With your branch I get
self._sess.load_model(providers)
onnxruntime.capi.onnxruntime_pybind11_state.InvalidArgument: [ONNXRuntimeError] : 2 : INVALID_ARGUMENT : Failed to load model with error: Unknown model file format version.
thanks
Amir
@liuzhengzhe I meet the same problem, can you send me your modified code?
@RandySheriffH,
hello, i am using onnxruntime-1.3.0 built from source code, and i meet the same problem, i get segmentation fault when inference with pyop. Can you you provide the code which can solve the problem? And why dont you merge the code into master?
@RandySheriffH, i want to know whether i can solve the problem if i upgrade onnxruntime1.13.0 to onnxruntime1.14.0? Thank you.
This issue has been automatically marked as stale due to inactivity and will be closed in 7 days if no further activity occurs.

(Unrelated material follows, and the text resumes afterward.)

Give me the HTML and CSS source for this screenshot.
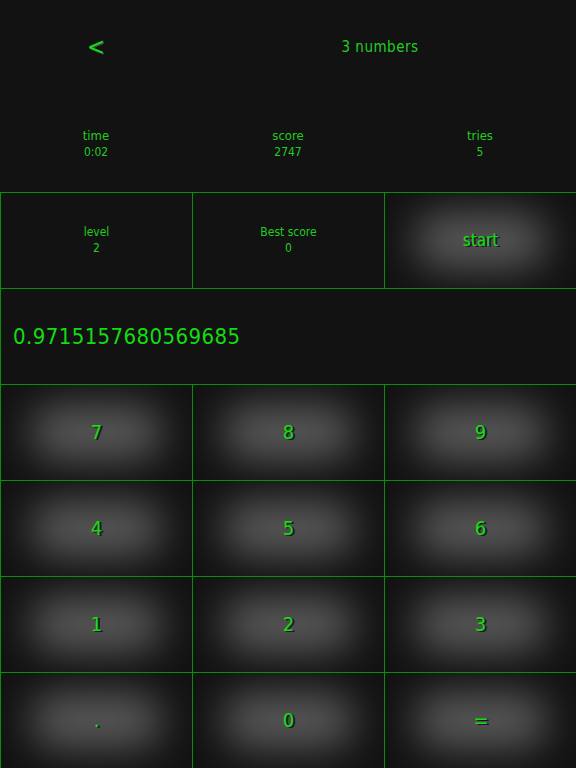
FILE: index.html
```html
<!DOCTYPE html>
<html>
<head>
<meta charset="utf-8">
<link rel="stylesheet" href="styles.css">
</head>
<body>
<div class="app">
  <header class="top">
    <div class="nav">
      <div class="back">&lt;</div>
      <div class="title">3 numbers</div>
    </div>
    <div class="stats">
      <div class="stat"><div class="label">time</div><div class="value">0:02</div></div>
      <div class="stat"><div class="label">score</div><div class="value">2747</div></div>
      <div class="stat"><div class="label">tries</div><div class="value">5</div></div>
    </div>
  </header>
  <div class="grid">
    <div class="cell info"><div class="label">level</div><div class="value">2</div></div>
    <div class="cell info"><div class="label">Best score</div><div class="value">0</div></div>
    <div class="cell key start"><span>start</span></div>
    <div class="cell display">0.9715157680569685</div>
    <div class="cell key"><span>7</span></div>
    <div class="cell key"><span>8</span></div>
    <div class="cell key"><span>9</span></div>
    <div class="cell key"><span>4</span></div>
    <div class="cell key"><span>5</span></div>
    <div class="cell key"><span>6</span></div>
    <div class="cell key"><span>1</span></div>
    <div class="cell key"><span>2</span></div>
    <div class="cell key"><span>3</span></div>
    <div class="cell key"><span>.</span></div>
    <div class="cell key"><span>0</span></div>
    <div class="cell key eq"><span>=</span></div>
  </div>
</div>
</body>
</html>
```
FILE: styles.css
```css
html, body {
  margin: 0;
  padding: 0;
  background: #121212;
}
body {
  font-family: "DejaVu Sans", sans-serif;
  font-stretch: condensed;
  color: #22cc22;
}
.app {
  width: 576px;
  height: 768px;
  overflow: hidden;
}
.top {
  height: 192px;
  display: flex;
  flex-direction: column;
}
.nav {
  height: 96px;
  display: flex;
  align-items: center;
}
.back {
  width: 192px;
  text-align: center;
  font-size: 24px;
  color: #11dd11;
  text-shadow: 1px 1px 0 #444;
  margin-top: -3px;
}
.title {
  width: 384px;
  text-align: center;
  font-size: 15px;
  letter-spacing: 0.5px;
  margin-left: -4px;
  margin-top: -2px;
}
.stats {
  height: 96px;
  display: grid;
  grid-template-columns: repeat(3, 1fr);
  align-items: center;
}
.stat {
  text-align: center;
}
.label {
  font-size: 13px;
  line-height: 17px;
}
.value {
  font-size: 12px;
  line-height: 17px;
}
.grid {
  display: grid;
  grid-template-columns: repeat(3, 192px);
  grid-auto-rows: 96px;
  border-top: 1px solid #0b8c0b;
  border-left: 1px solid #0b8c0b;
  box-sizing: border-box;
  width: 576px;
}
.cell {
  border-right: 1px solid #0b8c0b;
  border-bottom: 1px solid #0b8c0b;
  box-sizing: border-box;
  display: flex;
  align-items: center;
  justify-content: center;
  position: relative;
  overflow: hidden;
}
.info {
  flex-direction: column;
}
.info .label {
  font-size: 12px;
  line-height: 16px;
  margin-top: -2px;
}
.info .value {
  font-size: 12px;
  line-height: 16px;
}
.display {
  grid-column: 1 / 4;
  justify-content: flex-start;
  padding-left: 12px;
  font-size: 22px;
  color: #11dd11;
  letter-spacing: 0.4px;
}
.key::before {
  content: "";
  position: absolute;
  left: 30px;
  right: 30px;
  top: 20px;
  bottom: 20px;
  background: #5a5a5a;
  border-radius: 24px;
  filter: blur(20px);
}
.key span {
  position: relative;
  font-size: 20px;
  color: #11dd11;
  text-shadow: 2px 1px 0 #1a1a1a;
  margin-top: -2px;
}
.start span {
  font-size: 17px;
}
.eq {
  border-right: none;
}
```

If further support is needed, please provide an update and/or more details.
This issue has been automatically closed due to inactivity. Please reactivate if further support is needed.
Most helpful comment
@liuzhengzhe
Now we have a candidate fix in my private branch:
https://github.com/microsoft/onnxruntime/tree/rashuai/RefactorPyOp
Please comiple with "./build.sh --config RelWithDebInfo --enable_language_interop_ops --build_wheel
". Note that the branch abandoned libonnxruntime_pywrapper.so meaning you only need to pip install the latest whl. Tested with your model, got the result without segfault. But please let me know if it works on your side.